→ Exercise brief
Extract all lines containing "that".

→ Source records
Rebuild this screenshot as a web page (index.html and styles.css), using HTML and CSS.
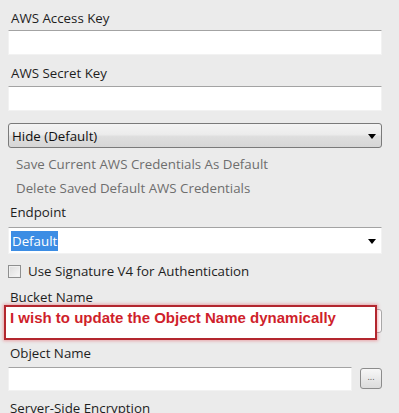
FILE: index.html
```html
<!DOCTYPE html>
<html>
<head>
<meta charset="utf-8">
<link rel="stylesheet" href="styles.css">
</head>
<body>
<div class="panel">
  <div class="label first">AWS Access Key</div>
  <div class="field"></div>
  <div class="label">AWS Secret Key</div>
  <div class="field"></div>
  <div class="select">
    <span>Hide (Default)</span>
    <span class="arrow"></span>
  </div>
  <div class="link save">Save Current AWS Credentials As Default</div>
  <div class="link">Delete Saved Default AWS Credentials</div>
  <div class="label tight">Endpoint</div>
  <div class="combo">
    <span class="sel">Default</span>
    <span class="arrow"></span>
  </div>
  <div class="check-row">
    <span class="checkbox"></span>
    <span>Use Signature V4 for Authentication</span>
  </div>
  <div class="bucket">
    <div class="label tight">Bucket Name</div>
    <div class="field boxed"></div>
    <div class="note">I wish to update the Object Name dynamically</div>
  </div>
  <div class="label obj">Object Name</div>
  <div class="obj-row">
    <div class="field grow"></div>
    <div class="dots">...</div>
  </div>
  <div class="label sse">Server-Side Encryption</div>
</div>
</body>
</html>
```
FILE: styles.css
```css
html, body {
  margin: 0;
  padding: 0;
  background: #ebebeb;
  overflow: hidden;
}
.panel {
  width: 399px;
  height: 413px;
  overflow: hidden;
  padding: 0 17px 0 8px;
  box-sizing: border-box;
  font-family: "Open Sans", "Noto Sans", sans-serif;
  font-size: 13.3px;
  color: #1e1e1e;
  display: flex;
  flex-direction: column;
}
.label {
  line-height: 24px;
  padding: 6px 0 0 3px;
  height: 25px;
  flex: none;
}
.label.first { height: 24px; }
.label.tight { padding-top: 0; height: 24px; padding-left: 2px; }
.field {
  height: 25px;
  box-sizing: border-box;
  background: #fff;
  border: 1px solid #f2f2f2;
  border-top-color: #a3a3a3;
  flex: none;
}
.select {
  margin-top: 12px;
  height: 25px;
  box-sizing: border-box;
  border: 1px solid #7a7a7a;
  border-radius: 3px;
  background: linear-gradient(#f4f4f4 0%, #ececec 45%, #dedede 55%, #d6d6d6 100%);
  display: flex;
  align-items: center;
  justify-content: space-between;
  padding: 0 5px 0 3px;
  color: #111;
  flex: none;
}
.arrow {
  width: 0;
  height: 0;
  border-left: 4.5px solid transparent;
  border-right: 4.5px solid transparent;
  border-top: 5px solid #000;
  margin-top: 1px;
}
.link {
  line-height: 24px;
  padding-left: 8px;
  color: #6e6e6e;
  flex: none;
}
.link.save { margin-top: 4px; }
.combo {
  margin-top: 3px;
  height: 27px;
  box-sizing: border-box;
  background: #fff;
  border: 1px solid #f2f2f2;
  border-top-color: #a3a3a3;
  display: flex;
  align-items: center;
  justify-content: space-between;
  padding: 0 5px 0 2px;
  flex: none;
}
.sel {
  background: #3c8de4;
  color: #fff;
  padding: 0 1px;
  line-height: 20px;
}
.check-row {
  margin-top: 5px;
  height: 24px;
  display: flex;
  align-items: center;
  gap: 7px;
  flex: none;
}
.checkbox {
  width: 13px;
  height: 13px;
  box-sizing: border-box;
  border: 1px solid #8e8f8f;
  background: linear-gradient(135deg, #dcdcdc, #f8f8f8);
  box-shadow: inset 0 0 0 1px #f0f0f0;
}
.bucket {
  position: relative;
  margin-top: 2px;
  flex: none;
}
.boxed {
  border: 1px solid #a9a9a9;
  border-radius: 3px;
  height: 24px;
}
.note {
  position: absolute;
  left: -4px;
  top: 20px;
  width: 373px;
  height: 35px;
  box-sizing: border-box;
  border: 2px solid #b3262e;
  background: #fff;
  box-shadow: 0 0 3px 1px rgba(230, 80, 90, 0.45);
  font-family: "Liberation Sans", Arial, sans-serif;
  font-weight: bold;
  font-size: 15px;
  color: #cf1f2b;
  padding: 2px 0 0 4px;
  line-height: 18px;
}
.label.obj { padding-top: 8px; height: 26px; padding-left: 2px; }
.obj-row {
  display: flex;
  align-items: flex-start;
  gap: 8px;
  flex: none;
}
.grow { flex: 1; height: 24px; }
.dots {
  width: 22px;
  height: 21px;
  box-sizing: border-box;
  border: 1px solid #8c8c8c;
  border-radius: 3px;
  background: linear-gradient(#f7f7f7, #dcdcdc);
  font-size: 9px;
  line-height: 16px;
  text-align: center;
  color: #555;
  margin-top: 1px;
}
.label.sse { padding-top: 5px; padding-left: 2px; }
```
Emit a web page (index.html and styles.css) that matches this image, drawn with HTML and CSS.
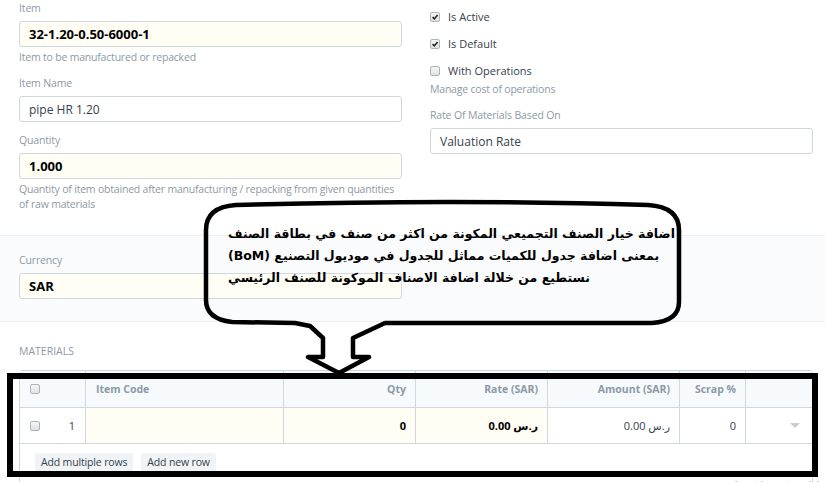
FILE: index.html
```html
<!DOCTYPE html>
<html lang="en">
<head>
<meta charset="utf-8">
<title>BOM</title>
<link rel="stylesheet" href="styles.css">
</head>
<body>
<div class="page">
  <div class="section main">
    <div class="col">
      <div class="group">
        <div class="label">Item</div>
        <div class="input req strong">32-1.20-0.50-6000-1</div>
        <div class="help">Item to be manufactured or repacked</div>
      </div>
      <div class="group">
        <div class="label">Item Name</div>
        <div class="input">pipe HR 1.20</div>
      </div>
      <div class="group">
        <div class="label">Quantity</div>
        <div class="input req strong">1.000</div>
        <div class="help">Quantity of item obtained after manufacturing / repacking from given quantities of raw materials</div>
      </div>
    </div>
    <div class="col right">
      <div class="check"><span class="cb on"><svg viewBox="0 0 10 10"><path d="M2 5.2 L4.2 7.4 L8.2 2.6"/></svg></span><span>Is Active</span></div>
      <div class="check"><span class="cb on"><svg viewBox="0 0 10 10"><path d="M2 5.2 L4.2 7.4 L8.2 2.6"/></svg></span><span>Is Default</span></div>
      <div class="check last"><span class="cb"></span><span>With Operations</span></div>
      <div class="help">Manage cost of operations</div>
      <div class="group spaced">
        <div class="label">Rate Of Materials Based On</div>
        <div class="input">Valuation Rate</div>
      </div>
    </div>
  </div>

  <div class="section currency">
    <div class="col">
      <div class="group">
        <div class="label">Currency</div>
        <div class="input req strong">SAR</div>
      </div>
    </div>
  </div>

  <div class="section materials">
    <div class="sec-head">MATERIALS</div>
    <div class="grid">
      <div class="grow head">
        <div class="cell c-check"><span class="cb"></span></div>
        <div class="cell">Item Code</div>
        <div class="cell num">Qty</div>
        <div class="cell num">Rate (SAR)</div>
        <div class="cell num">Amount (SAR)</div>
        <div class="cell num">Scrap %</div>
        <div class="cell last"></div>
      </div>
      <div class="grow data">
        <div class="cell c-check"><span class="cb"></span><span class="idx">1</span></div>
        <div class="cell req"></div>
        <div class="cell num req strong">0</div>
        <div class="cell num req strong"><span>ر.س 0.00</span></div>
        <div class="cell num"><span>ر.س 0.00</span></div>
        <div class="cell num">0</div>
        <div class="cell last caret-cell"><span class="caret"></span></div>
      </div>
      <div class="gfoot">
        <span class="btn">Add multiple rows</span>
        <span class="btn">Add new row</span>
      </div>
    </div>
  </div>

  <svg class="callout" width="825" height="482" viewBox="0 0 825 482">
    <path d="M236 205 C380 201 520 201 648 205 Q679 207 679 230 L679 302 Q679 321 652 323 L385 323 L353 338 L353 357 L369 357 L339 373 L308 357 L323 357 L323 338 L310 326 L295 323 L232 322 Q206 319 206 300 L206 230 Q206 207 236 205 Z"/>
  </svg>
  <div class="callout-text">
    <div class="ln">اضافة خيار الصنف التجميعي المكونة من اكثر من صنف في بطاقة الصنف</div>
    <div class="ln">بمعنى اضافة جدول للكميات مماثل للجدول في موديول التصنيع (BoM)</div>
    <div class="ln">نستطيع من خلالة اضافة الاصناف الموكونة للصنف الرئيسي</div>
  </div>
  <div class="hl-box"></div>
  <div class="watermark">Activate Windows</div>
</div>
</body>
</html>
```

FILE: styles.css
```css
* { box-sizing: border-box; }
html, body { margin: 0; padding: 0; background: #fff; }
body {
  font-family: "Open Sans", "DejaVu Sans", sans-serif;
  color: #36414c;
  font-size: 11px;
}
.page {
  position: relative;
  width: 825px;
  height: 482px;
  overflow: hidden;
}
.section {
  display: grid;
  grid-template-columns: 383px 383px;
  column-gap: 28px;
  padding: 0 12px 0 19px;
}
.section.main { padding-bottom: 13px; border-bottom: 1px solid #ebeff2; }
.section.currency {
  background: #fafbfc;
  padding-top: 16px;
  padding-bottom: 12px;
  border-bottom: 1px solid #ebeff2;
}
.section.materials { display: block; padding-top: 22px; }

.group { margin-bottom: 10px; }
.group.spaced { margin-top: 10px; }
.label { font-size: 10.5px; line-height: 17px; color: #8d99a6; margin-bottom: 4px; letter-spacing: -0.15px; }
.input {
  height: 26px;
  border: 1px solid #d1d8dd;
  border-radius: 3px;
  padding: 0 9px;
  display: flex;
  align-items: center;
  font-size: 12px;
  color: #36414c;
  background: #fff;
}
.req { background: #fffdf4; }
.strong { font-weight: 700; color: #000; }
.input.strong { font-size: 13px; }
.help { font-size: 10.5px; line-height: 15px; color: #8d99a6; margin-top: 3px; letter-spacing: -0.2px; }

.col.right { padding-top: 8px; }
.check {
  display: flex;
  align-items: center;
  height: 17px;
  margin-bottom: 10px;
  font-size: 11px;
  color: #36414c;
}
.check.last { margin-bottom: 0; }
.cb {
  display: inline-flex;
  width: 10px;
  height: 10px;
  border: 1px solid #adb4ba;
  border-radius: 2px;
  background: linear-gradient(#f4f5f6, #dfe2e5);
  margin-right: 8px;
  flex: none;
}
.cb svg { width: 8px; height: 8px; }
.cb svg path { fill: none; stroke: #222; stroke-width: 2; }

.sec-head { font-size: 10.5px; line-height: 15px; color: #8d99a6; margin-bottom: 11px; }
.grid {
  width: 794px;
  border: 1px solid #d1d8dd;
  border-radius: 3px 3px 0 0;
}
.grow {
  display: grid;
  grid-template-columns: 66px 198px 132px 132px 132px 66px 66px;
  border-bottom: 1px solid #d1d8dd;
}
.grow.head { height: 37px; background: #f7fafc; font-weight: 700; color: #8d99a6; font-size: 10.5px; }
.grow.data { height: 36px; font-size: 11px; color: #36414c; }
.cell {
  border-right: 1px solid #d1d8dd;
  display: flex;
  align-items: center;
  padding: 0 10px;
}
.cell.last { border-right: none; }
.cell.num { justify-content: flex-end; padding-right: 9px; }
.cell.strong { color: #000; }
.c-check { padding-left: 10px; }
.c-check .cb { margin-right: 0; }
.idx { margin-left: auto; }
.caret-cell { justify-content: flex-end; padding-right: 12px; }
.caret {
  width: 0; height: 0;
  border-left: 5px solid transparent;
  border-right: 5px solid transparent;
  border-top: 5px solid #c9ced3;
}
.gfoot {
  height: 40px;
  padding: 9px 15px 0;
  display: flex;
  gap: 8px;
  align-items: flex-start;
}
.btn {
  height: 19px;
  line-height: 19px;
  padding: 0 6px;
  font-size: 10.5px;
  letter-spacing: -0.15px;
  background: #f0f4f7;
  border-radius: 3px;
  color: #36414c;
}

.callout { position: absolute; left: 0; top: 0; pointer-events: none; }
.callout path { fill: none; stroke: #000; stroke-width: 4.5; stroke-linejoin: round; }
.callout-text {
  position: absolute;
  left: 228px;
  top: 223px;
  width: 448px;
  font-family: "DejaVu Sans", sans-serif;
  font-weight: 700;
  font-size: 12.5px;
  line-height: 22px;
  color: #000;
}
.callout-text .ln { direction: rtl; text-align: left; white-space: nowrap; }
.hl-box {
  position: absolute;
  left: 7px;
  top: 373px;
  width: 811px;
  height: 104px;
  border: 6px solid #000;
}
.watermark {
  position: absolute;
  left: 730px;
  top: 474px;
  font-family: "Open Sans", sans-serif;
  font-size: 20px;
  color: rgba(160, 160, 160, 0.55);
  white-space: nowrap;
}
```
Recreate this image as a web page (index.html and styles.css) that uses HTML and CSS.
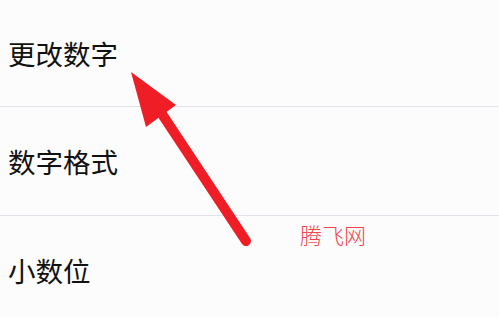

→ The completed task
Emit a web page (index.html and styles.css) that matches this image, drawn with HTML and CSS.
Recreate this image as a web page (index.html and styles.css) that uses HTML and CSS.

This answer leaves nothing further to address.